■ DO THIS
Copy all lines below exactly as written. Leave pictures out.
---
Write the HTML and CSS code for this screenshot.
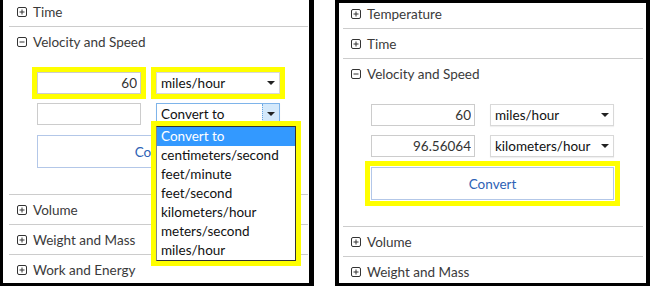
FILE: index.html
```html
<!DOCTYPE html>
<html lang="en">
<head>
  <meta charset="UTF-8">
  <title>Unit Converter - Velocity and Speed</title>
  <link rel="stylesheet" href="styles.css">
</head>
<body>

<div class="shots">

  <!-- before: choosing the target unit -->
  <div class="panel panel-left">
    <div class="accordion">
      <div class="section">
        <div class="head">
          <svg class="icon" viewBox="0 0 10 10"><rect x="0.5" y="0.5" width="9" height="9" rx="1.5"/><path d="M2.5 5h5M5 2.5v5"/></svg>
          Time
        </div>
      </div>
      <div class="section open">
        <div class="head">
          <svg class="icon" viewBox="0 0 10 10"><rect x="0.5" y="0.5" width="9" height="9" rx="1.5"/><path d="M2.5 5h5"/></svg>
          Velocity and Speed
        </div>
        <div class="body">
          <div class="fields">
            <input class="num mark" type="text" value="60">
            <div class="select mark"><span>miles/hour</span><i class="caret"></i></div>
            <input class="num" type="text" value="">
            <div class="select focus">
              <span>Convert to</span><i class="caret"></i>
              <ul class="options">
                <li class="active">Convert to</li>
                <li>centimeters/second</li>
                <li>feet/minute</li>
                <li>feet/second</li>
                <li>kilometers/hour</li>
                <li>meters/second</li>
                <li>miles/hour</li>
              </ul>
            </div>
            <button class="convert" type="button">Convert</button>
          </div>
        </div>
      </div>
      <div class="section">
        <div class="head">
          <svg class="icon" viewBox="0 0 10 10"><rect x="0.5" y="0.5" width="9" height="9" rx="1.5"/><path d="M2.5 5h5M5 2.5v5"/></svg>
          Volume
        </div>
      </div>
      <div class="section">
        <div class="head">
          <svg class="icon" viewBox="0 0 10 10"><rect x="0.5" y="0.5" width="9" height="9" rx="1.5"/><path d="M2.5 5h5M5 2.5v5"/></svg>
          Weight and Mass
        </div>
      </div>
      <div class="section">
        <div class="head">
          <svg class="icon" viewBox="0 0 10 10"><rect x="0.5" y="0.5" width="9" height="9" rx="1.5"/><path d="M2.5 5h5M5 2.5v5"/></svg>
          Work and Energy
        </div>
      </div>
    </div>
  </div>

  <!-- after: result shown -->
  <div class="panel panel-right">
    <div class="accordion">
      <div class="section">
        <div class="head">
          <svg class="icon" viewBox="0 0 10 10"><rect x="0.5" y="0.5" width="9" height="9" rx="1.5"/><path d="M2.5 5h5M5 2.5v5"/></svg>
          Temperature
        </div>
      </div>
      <div class="section">
        <div class="head">
          <svg class="icon" viewBox="0 0 10 10"><rect x="0.5" y="0.5" width="9" height="9" rx="1.5"/><path d="M2.5 5h5M5 2.5v5"/></svg>
          Time
        </div>
      </div>
      <div class="section open">
        <div class="head">
          <svg class="icon" viewBox="0 0 10 10"><rect x="0.5" y="0.5" width="9" height="9" rx="1.5"/><path d="M2.5 5h5"/></svg>
          Velocity and Speed
        </div>
        <div class="body">
          <div class="fields">
            <input class="num" type="text" value="60">
            <div class="select"><span>miles/hour</span><i class="caret"></i></div>
            <input class="num" type="text" value="96.56064">
            <div class="select"><span>kilometers/hour</span><i class="caret"></i></div>
            <button class="convert mark" type="button">Convert</button>
          </div>
        </div>
      </div>
      <div class="section">
        <div class="head">
          <svg class="icon" viewBox="0 0 10 10"><rect x="0.5" y="0.5" width="9" height="9" rx="1.5"/><path d="M2.5 5h5M5 2.5v5"/></svg>
          Volume
        </div>
      </div>
      <div class="section">
        <div class="head">
          <svg class="icon" viewBox="0 0 10 10"><rect x="0.5" y="0.5" width="9" height="9" rx="1.5"/><path d="M2.5 5h5M5 2.5v5"/></svg>
          Weight and Mass
        </div>
      </div>
    </div>
  </div>

</div>

</body>
</html>
```

FILE: styles.css
```css
body {
  margin: 0;
  background: #fff;
  font-family: "Lato", "Liberation Sans", sans-serif;
  font-size: 13.5px;
  color: #333;
}

.shots {
  display: flex;
  height: 286px;
  overflow: hidden;
}

.panel {
  box-sizing: border-box;
  height: 286px;
  overflow: hidden;
  background: #fff;
  border: 0 solid #000;
}

.panel-left {
  width: 314px;
  margin-right: 21px;
  border-width: 0 5px 3px 3px;
  padding: 0 1px 0 6px;
}

.panel-left .accordion {
  margin-top: -3px;
}

.panel-right {
  width: 315px;
  border-width: 3px 4px 3px 4px;
  padding: 0 3px 0 4px;
}

.panel-right .accordion {
  margin-top: -4px;
}

.section {
  border-bottom: 1px solid #ccc;
}

.head {
  display: flex;
  align-items: center;
  height: 29px;
  padding-left: 8px;
  color: #3a3a3a;
}

.icon {
  width: 10px;
  height: 10px;
  margin-right: 6px;
  fill: none;
  stroke: #333;
  stroke-width: 1;
}

.body {
  padding: 16px 0 26px 28px;
}

.fields {
  display: grid;
  grid-template-columns: 104px 124px;
  column-gap: 15px;
  row-gap: 9px;
}

.num {
  box-sizing: border-box;
  height: 22px;
  margin: 0;
  padding: 0 3px;
  border: 1px solid #ccc;
  font-family: inherit;
  font-size: 13.5px;
  color: #333;
  text-align: right;
  background: #fff;
}

.select {
  position: relative;
  box-sizing: border-box;
  height: 22px;
  display: flex;
  align-items: center;
  justify-content: space-between;
  padding-left: 4px;
  border: 1px solid #d8d8d8;
  box-shadow: 0 1px 1px rgba(0,0,0,0.06);
  color: #111;
  background: #fff;
  white-space: nowrap;
}

.caret {
  flex: none;
  width: 16px;
  align-self: stretch;
  display: flex;
  align-items: center;
  justify-content: center;
}

.caret::after {
  content: "";
  border-left: 4px solid transparent;
  border-right: 4px solid transparent;
  border-top: 4px solid #222;
}

.select.focus {
  border-color: #7eb4ea;
}

.select.focus .caret {
  background: #d4e9fb;
  border-left: 1px dotted #6aa6e2;
}

.options {
  position: absolute;
  top: 22px;
  left: -1px;
  z-index: 2;
  width: 140px;
  margin: 0;
  padding: 0;
  list-style: none;
  box-sizing: border-box;
  border: 1px solid #333;
  border-left-color: #888;
  background: #fff;
  outline: 5px solid #ff0;
}

.options li {
  height: 19px;
  line-height: 19px;
  padding-left: 4px;
  color: #111;
  white-space: nowrap;
}

.options li.active {
  background: #3399ff;
  color: #fff;
}

.convert {
  grid-column: 1 / span 2;
  height: 33px;
  margin: 1px 0 0;
  border: 1px solid #b3c7e8;
  background: #fff;
  font-family: inherit;
  font-size: 13.5px;
  color: #2d62b5;
}

.mark {
  outline: 5px solid #ff0;
}

.convert.mark {
  outline-offset: 1px;
}
```
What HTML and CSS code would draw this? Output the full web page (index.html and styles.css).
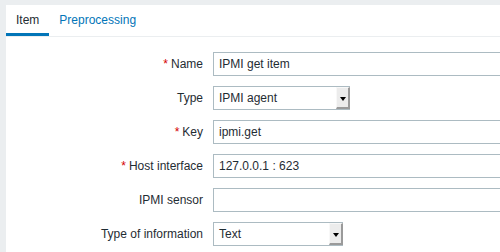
---
■ OUTPUT FOR THIS TASK
Write the HTML and CSS code for this screenshot.
FILE: index.html
```html
<!DOCTYPE html>
<html lang="en">
<head>
  <meta charset="UTF-8">
  <title>Unit Converter - Velocity and Speed</title>
  <link rel="stylesheet" href="styles.css">
</head>
<body>

<div class="shots">

  <!-- before: choosing the target unit -->
  <div class="panel panel-left">
    <div class="accordion">
      <div class="section">
        <div class="head">
          <svg class="icon" viewBox="0 0 10 10"><rect x="0.5" y="0.5" width="9" height="9" rx="1.5"/><path d="M2.5 5h5M5 2.5v5"/></svg>
          Time
        </div>
      </div>
      <div class="section open">
        <div class="head">
          <svg class="icon" viewBox="0 0 10 10"><rect x="0.5" y="0.5" width="9" height="9" rx="1.5"/><path d="M2.5 5h5"/></svg>
          Velocity and Speed
        </div>
        <div class="body">
          <div class="fields">
            <input class="num mark" type="text" value="60">
            <div class="select mark"><span>miles/hour</span><i class="caret"></i></div>
            <input class="num" type="text" value="">
            <div class="select focus">
              <span>Convert to</span><i class="caret"></i>
              <ul class="options">
                <li class="active">Convert to</li>
                <li>centimeters/second</li>
                <li>feet/minute</li>
                <li>feet/second</li>
                <li>kilometers/hour</li>
                <li>meters/second</li>
                <li>miles/hour</li>
              </ul>
            </div>
            <button class="convert" type="button">Convert</button>
          </div>
        </div>
      </div>
      <div class="section">
        <div class="head">
          <svg class="icon" viewBox="0 0 10 10"><rect x="0.5" y="0.5" width="9" height="9" rx="1.5"/><path d="M2.5 5h5M5 2.5v5"/></svg>
          Volume
        </div>
      </div>
      <div class="section">
        <div class="head">
          <svg class="icon" viewBox="0 0 10 10"><rect x="0.5" y="0.5" width="9" height="9" rx="1.5"/><path d="M2.5 5h5M5 2.5v5"/></svg>
          Weight and Mass
        </div>
      </div>
      <div class="section">
        <div class="head">
          <svg class="icon" viewBox="0 0 10 10"><rect x="0.5" y="0.5" width="9" height="9" rx="1.5"/><path d="M2.5 5h5M5 2.5v5"/></svg>
          Work and Energy
        </div>
      </div>
    </div>
  </div>

  <!-- after: result shown -->
  <div class="panel panel-right">
    <div class="accordion">
      <div class="section">
        <div class="head">
          <svg class="icon" viewBox="0 0 10 10"><rect x="0.5" y="0.5" width="9" height="9" rx="1.5"/><path d="M2.5 5h5M5 2.5v5"/></svg>
          Temperature
        </div>
      </div>
      <div class="section">
        <div class="head">
          <svg class="icon" viewBox="0 0 10 10"><rect x="0.5" y="0.5" width="9" height="9" rx="1.5"/><path d="M2.5 5h5M5 2.5v5"/></svg>
          Time
        </div>
      </div>
      <div class="section open">
        <div class="head">
          <svg class="icon" viewBox="0 0 10 10"><rect x="0.5" y="0.5" width="9" height="9" rx="1.5"/><path d="M2.5 5h5"/></svg>
          Velocity and Speed
        </div>
        <div class="body">
          <div class="fields">
            <input class="num" type="text" value="60">
            <div class="select"><span>miles/hour</span><i class="caret"></i></div>
            <input class="num" type="text" value="96.56064">
            <div class="select"><span>kilometers/hour</span><i class="caret"></i></div>
            <button class="convert mark" type="button">Convert</button>
          </div>
        </div>
      </div>
      <div class="section">
        <div class="head">
          <svg class="icon" viewBox="0 0 10 10"><rect x="0.5" y="0.5" width="9" height="9" rx="1.5"/><path d="M2.5 5h5M5 2.5v5"/></svg>
          Volume
        </div>
      </div>
      <div class="section">
        <div class="head">
          <svg class="icon" viewBox="0 0 10 10"><rect x="0.5" y="0.5" width="9" height="9" rx="1.5"/><path d="M2.5 5h5M5 2.5v5"/></svg>
          Weight and Mass
        </div>
      </div>
    </div>
  </div>

</div>

</body>
</html>
```

FILE: styles.css
```css
body {
  margin: 0;
  background: #fff;
  font-family: "Lato", "Liberation Sans", sans-serif;
  font-size: 13.5px;
  color: #333;
}

.shots {
  display: flex;
  height: 286px;
  overflow: hidden;
}

.panel {
  box-sizing: border-box;
  height: 286px;
  overflow: hidden;
  background: #fff;
  border: 0 solid #000;
}

.panel-left {
  width: 314px;
  margin-right: 21px;
  border-width: 0 5px 3px 3px;
  padding: 0 1px 0 6px;
}

.panel-left .accordion {
  margin-top: -3px;
}

.panel-right {
  width: 315px;
  border-width: 3px 4px 3px 4px;
  padding: 0 3px 0 4px;
}

.panel-right .accordion {
  margin-top: -4px;
}

.section {
  border-bottom: 1px solid #ccc;
}

.head {
  display: flex;
  align-items: center;
  height: 29px;
  padding-left: 8px;
  color: #3a3a3a;
}

.icon {
  width: 10px;
  height: 10px;
  margin-right: 6px;
  fill: none;
  stroke: #333;
  stroke-width: 1;
}

.body {
  padding: 16px 0 26px 28px;
}

.fields {
  display: grid;
  grid-template-columns: 104px 124px;
  column-gap: 15px;
  row-gap: 9px;
}

.num {
  box-sizing: border-box;
  height: 22px;
  margin: 0;
  padding: 0 3px;
  border: 1px solid #ccc;
  font-family: inherit;
  font-size: 13.5px;
  color: #333;
  text-align: right;
  background: #fff;
}

.select {
  position: relative;
  box-sizing: border-box;
  height: 22px;
  display: flex;
  align-items: center;
  justify-content: space-between;
  padding-left: 4px;
  border: 1px solid #d8d8d8;
  box-shadow: 0 1px 1px rgba(0,0,0,0.06);
  color: #111;
  background: #fff;
  white-space: nowrap;
}

.caret {
  flex: none;
  width: 16px;
  align-self: stretch;
  display: flex;
  align-items: center;
  justify-content: center;
}

.caret::after {
  content: "";
  border-left: 4px solid transparent;
  border-right: 4px solid transparent;
  border-top: 4px solid #222;
}

.select.focus {
  border-color: #7eb4ea;
}

.select.focus .caret {
  background: #d4e9fb;
  border-left: 1px dotted #6aa6e2;
}

.options {
  position: absolute;
  top: 22px;
  left: -1px;
  z-index: 2;
  width: 140px;
  margin: 0;
  padding: 0;
  list-style: none;
  box-sizing: border-box;
  border: 1px solid #333;
  border-left-color: #888;
  background: #fff;
  outline: 5px solid #ff0;
}

.options li {
  height: 19px;
  line-height: 19px;
  padding-left: 4px;
  color: #111;
  white-space: nowrap;
}

.options li.active {
  background: #3399ff;
  color: #fff;
}

.convert {
  grid-column: 1 / span 2;
  height: 33px;
  margin: 1px 0 0;
  border: 1px solid #b3c7e8;
  background: #fff;
  font-family: inherit;
  font-size: 13.5px;
  color: #2d62b5;
}

.mark {
  outline: 5px solid #ff0;
}

.convert.mark {
  outline-offset: 1px;
}
```
What HTML and CSS code would draw this? Output the full web page (index.html and styles.css).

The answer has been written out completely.